Liberté numérique
SAINT-LOUIS-DE-BLANDFORD | AVRIL 2016
Depuis l’avènement des arts numériques et leur métissage avec les arts visuels, on se demande parfois, devant certaines œuvres, quelles manipulations ont été nécessaires à leur création. Une part de cette fascination curieuse nous a menés vers Linda Vachon.
Le talent de la créatrice installée à Saint-Louis-de-Blandford fut un secret bien gardé pendant fort longtemps. Mais puisque le Web abolit les frontières, sa production ne représente maintenant plus un mystère, ici comme un peu partout sur la planète.

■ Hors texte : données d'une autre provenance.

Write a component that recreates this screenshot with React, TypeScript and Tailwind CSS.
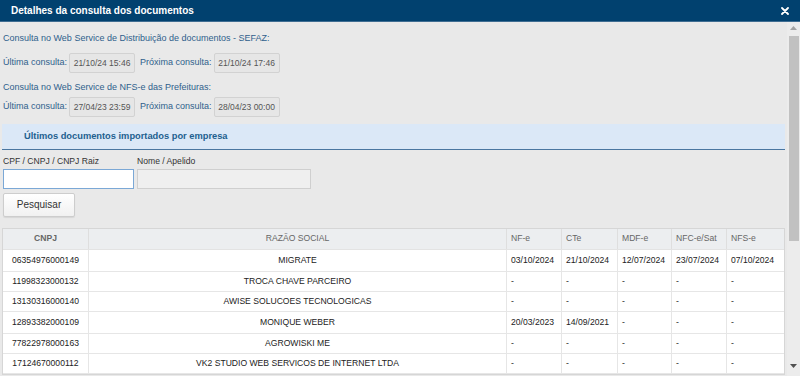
import React from 'react';

interface Row {
    cnpj: string;
    razao: string;
    datas: string[];
}

const rows: Row[] = [
    { cnpj: '06354976000149', razao: 'MIGRATE', datas: ['03/10/2024', '21/10/2024', '12/07/2024', '23/07/2024', '07/10/2024'] },
    { cnpj: '11998323000132', razao: 'TROCA CHAVE PARCEIRO', datas: ['-', '-', '-', '-', '-'] },
    { cnpj: '13130316000140', razao: 'AWISE SOLUCOES TECNOLOGICAS', datas: ['-', '-', '-', '-', '-'] },
    { cnpj: '12893382000109', razao: 'MONIQUE WEBER', datas: ['20/03/2023', '14/09/2021', '-', '-', '-'] },
    { cnpj: '77822978000163', razao: 'AGROWISKI ME', datas: ['-', '-', '-', '-', '-'] },
    { cnpj: '17124670000112', razao: 'VK2 STUDIO WEB SERVICOS DE INTERNET LTDA', datas: ['-', '-', '-', '-', '-'] },
];

const colunas = ['NF-e', 'CTe', 'MDF-e', 'NFC-e/Sat', 'NFS-e'];
const larguras = ['w-[55px]', 'w-[56px]', 'w-[54px]', 'w-[55px]', 'w-[57px]'];

const DateBox: React.FC<{ value: string }> = ({ value }) => (
    <span className="h-[20px] w-[66px] flex items-center justify-center bg-[#e6e6e6] border border-[#d2d2d2] rounded-[2px] text-[8.5px] text-[#555]">
        {value}
    </span>
);

const ConsultaLinha: React.FC<{ ultima: string; proxima: string }> = ({ ultima, proxima }) => (
    <div className="flex items-center h-[20px] pl-[1px] text-[9px] text-[#2f5f8c]">
        <span>Última consulta:</span>
        <span className="ml-[2px]"><DateBox value={ultima} /></span>
        <span className="ml-[5px]">Próxima consulta:</span>
        <span className="ml-[2px]"><DateBox value={proxima} /></span>
    </div>
);

export default function App() {
    return (
        <div className="w-[800px] h-[376px] overflow-hidden flex flex-col bg-[#e9e9e9] font-['Liberation_Sans',Arial,sans-serif]">
            <div className="h-[22px] shrink-0 bg-[#01416f] border-b border-[#3f6d92] flex items-center justify-between pl-[11px] pr-[11px]">
                <span className="text-white font-bold text-[10px]">Detalhes da consulta dos documentos</span>
                <svg width="8" height="8" viewBox="0 0 8 8">
                    <path d="M1 1 L7 7 M7 1 L1 7" stroke="white" strokeWidth="1.8" strokeLinecap="round" />
                </svg>
            </div>

            <div className="flex flex-1 min-h-0">
                <div className="flex-1 min-w-0 pl-[2px] pr-[2px] flex flex-col">
                    <div className="mt-[9px] leading-[14px] pl-[1px] text-[9px] text-[#2f5f8c]">
                        Consulta no Web Service de Distribuição de documentos - SEFAZ:
                    </div>
                    <div className="mt-[8px]">
                        <ConsultaLinha ultima="21/10/24 15:46" proxima="21/10/24 17:46" />
                    </div>
                    <div className="mt-[7px] leading-[14px] pl-[1px] text-[9px] text-[#2f5f8c]">
                        Consulta no Web Service de NFS-e das Prefeituras:
                    </div>
                    <div className="mt-[3px]">
                        <ConsultaLinha ultima="27/04/23 23:59" proxima="28/04/23 00:00" />
                    </div>

                    <div className="mt-[7px] h-[26px] shrink-0 bg-[#dbe8f7] border-b border-[#4a76a0] flex items-center pl-[22px]">
                        <span className="text-[9.3px] font-bold text-[#22608f]">Últimos documentos importados por empresa</span>
                    </div>

                    <div className="flex gap-[3px] pl-[1px] mt-[5px]">
                        <div className="flex flex-col w-[131px]">
                            <span className="leading-[12px] text-[8.6px] text-[#333]">CPF / CNPJ / CNPJ Raiz</span>
                            <input className="mt-[2px] h-[20px] w-full bg-white border border-[#7ba8d6] outline-none" />
                        </div>
                        <div className="flex flex-col w-[174px]">
                            <span className="leading-[12px] text-[8.6px] text-[#333]">Nome / Apelido</span>
                            <input className="mt-[2px] h-[20px] w-full bg-[#efefef] border border-[#cfcfcf] outline-none" />
                        </div>
                    </div>
                    <div className="pl-[1px] mt-[2px]">
                        <button className="h-[24px] w-[72px] bg-gradient-to-b from-white to-[#f1f1f1] border border-[#cdcdcd] rounded-[2px] text-[10px] text-[#333] shadow-[0_1px_1px_rgba(0,0,0,0.08)]">
                            Pesquisar
                        </button>
                    </div>

                    <div className="mt-[11px] border border-[#d6d6d6] bg-white text-[8.6px] text-[#222]">
                        <div className="flex h-[21px] bg-[#eceef0] text-[#666] border-b border-[#e3e3e3]">
                            <div className="w-[86px] flex items-center justify-center font-bold border-r border-[#dedede]">CNPJ</div>
                            <div className="flex-1 flex items-center justify-center border-r border-[#dedede]">RAZÃO SOCIAL</div>
                            {colunas.map((c, i) => (
                                <div key={c} className={`${larguras[i]} flex items-center pl-[4px] ${i < 4 ? 'border-r border-[#dedede]' : ''}`}>
                                    {c}
                                </div>
                            ))}
                        </div>
                        {rows.map((r) => {
                            const temData = r.datas[0] !== '-';
                            return (
                                <div key={r.cnpj} className={`flex border-b border-[#e6e6e6] ${temData ? 'h-[22px]' : 'h-[20px]'}`}>
                                    <div className="w-[86px] flex items-center justify-center border-r border-[#e6e6e6]">{r.cnpj}</div>
                                    <div className="flex-1 flex items-center justify-center border-r border-[#e6e6e6]">{r.razao}</div>
                                    {r.datas.map((d, i) => (
                                        <div key={i} className={`${larguras[i]} flex items-center pl-[4px] ${i < 4 ? 'border-r border-[#e6e6e6]' : ''}`}>
                                            {d}
                                        </div>
                                    ))}
                                </div>
                            );
                        })}
                    </div>
                </div>

                <div className="w-[13px] shrink-0 bg-[#ececec] flex flex-col items-center">
                    <svg className="mt-[4px]" width="7" height="4" viewBox="0 0 7 4">
                        <path d="M0 4 L3.5 0 L7 4 Z" fill="#a3a3a3" />
                    </svg>
                    <div className="mt-[6px] w-[10px] h-[205px] bg-[#c1c1c1]" />
                    <div className="flex-1" />
                    <svg className="mb-[8px]" width="7" height="4" viewBox="0 0 7 4">
                        <path d="M0 0 L7 0 L3.5 4 Z" fill="#505050" />
                    </svg>
                </div>
            </div>
        </div>
    );
}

L’art a toujours fait partie de sa vie, nous dit Linda Vachon. La seule chose qui a changé avec le temps : sa façon de s’y consacrer. D’abord graphiste durant quelques années, elle abandonne ce domaine qu’elle juge trop contraignant sous divers aspects. Confection de bijoux et peinture sur soie constituent d’autres avenues créatives qu’elle explore sur le marché du travail. Pourtant, rien ne la satisfait; elle se résout donc à se contenter d’un emploi dans un commerce de détail. Mais arrive le jour où se consacrer pleinement à la création personnelle devient une nécessité.
Êtres numériques
« Mon médium, c’est l’ordinateur, commence-t-elle. On note deux aspects principaux dans mon travail. D’abord, il y a le dessin. Je n’utilise pas de tablette graphique; j’y vais directement avec la souris, car je ne veux pas de traits réguliers. C’est de là que naissent mes personnages. Il y a également, dans mes œuvres, une part poétique très importante qui se transpose notamment dans les paysages. »

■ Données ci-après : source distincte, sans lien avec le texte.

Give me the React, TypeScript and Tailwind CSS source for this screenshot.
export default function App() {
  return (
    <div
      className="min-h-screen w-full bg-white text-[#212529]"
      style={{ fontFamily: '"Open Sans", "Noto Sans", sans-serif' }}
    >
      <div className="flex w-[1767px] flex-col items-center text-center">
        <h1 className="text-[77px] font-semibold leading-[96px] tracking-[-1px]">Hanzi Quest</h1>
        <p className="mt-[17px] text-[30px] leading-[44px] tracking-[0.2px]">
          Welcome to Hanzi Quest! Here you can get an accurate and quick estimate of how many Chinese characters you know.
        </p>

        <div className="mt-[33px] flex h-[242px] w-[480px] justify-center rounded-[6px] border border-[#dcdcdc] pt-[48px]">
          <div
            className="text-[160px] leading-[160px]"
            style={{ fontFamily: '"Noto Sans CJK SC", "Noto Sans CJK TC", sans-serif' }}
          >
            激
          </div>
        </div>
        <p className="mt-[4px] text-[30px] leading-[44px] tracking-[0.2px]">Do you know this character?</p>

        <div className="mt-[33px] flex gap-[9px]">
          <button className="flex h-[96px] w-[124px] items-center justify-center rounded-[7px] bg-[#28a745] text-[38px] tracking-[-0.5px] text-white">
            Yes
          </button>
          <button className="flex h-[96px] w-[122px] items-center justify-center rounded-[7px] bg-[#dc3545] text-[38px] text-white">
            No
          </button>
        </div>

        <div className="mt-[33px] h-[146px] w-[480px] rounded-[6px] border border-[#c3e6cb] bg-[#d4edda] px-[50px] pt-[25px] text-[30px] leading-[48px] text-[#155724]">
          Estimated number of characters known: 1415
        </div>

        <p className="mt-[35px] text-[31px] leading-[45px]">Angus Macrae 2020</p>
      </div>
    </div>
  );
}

Difficile d’expliquer une entreprise qui exige des interventions aussi multiples que variées. Parfois, le dessin peut être exécuté à la main avant d’être numérisé et réutilisé en partie dans plusieurs pièces. Mais, plus couramment, tout ce que Linda Vachon crée est numérique.
Influencée, entre autres, par l’illustrateur Lino, elle admet que ses personnages peuvent s’avérer effrayants. « Mais il y a tellement de liberté sur le plan esthétique », plaide-t-elle. Liberté ou plutôt libération, puisque Linda Vachon perçoit des bribes autobiographiques dans chacun de ses protagonistes. « Beaucoup d’artistes ferment la porte à cette partie du monde intérieur qui peut être dérangeante. Moi, ça me fait du bien d’y aller. Quand je regarde le travail accompli, je découvre ce que j’avais à exprimer », confie-t-elle.
Apport du texte
Linda Vachon a effectivement quelque chose à dire. Si elle brasse les pixels pour faire image, elle n’hésite pas à recourir aux mots pour aller encore plus loin. Là encore, une logique binaire s’est installée. « Il y a du texte, mais les mêmes messages reviennent : “Écoute-moi” et “Comprends ce que tu veux”. » Ces résurgences se veulent parfois presque pathétiques, d’autres fois apathiques. En outre, les mots ramènent l’observateur à une part de lui-même; le désir d’être écouté étant, par exemple, inné chez l’être humain, mais se développant de façon particulière chez chacun.
Œuvre matérielle
Une fois le travail numérique imprimé sur du papier photographique, l’artiste procède à un marouflage sur panneau de bois. Par différents procédés (collage, grattage, limage), elle s’assure de laisser une empreinte bien réelle sur l’œuvre.
Ses images, que l’on peut découvrir sur sa page Facebook Linda Vachon/tête de caboche, se retrouvent également sur Etsy sous forme d’estampes numériques ou d’accessoires. Ainsi, des amateurs d’art établis un peu partout sur la planète se sont déjà portés acquéreurs d’une de ses œuvres ou d’un objet qui en arbore une reproduction. « J’aime les galeries, mais ça ne rejoint pas tout le monde. Et si j’ai un coup de cœur, je ne peux pas nécessairement me l’offrir. Je veux que mes œuvres soient accessibles et que les gens puissent les ramener chez eux », soutient-elle. À cela, elle ajoute que le fait de se départir rapidement de certaines pièces lui permet d’en produire de nouvelles.
Bien entendu, Linda Vachon compte exposer de plus en plus le fruit de son labeur dans des lieux de diffusion conventionnels. Déjà, elle confirme qu’elle sera à la Galerie des Nanas à Danville, du 4 août au 4 septembre 2016.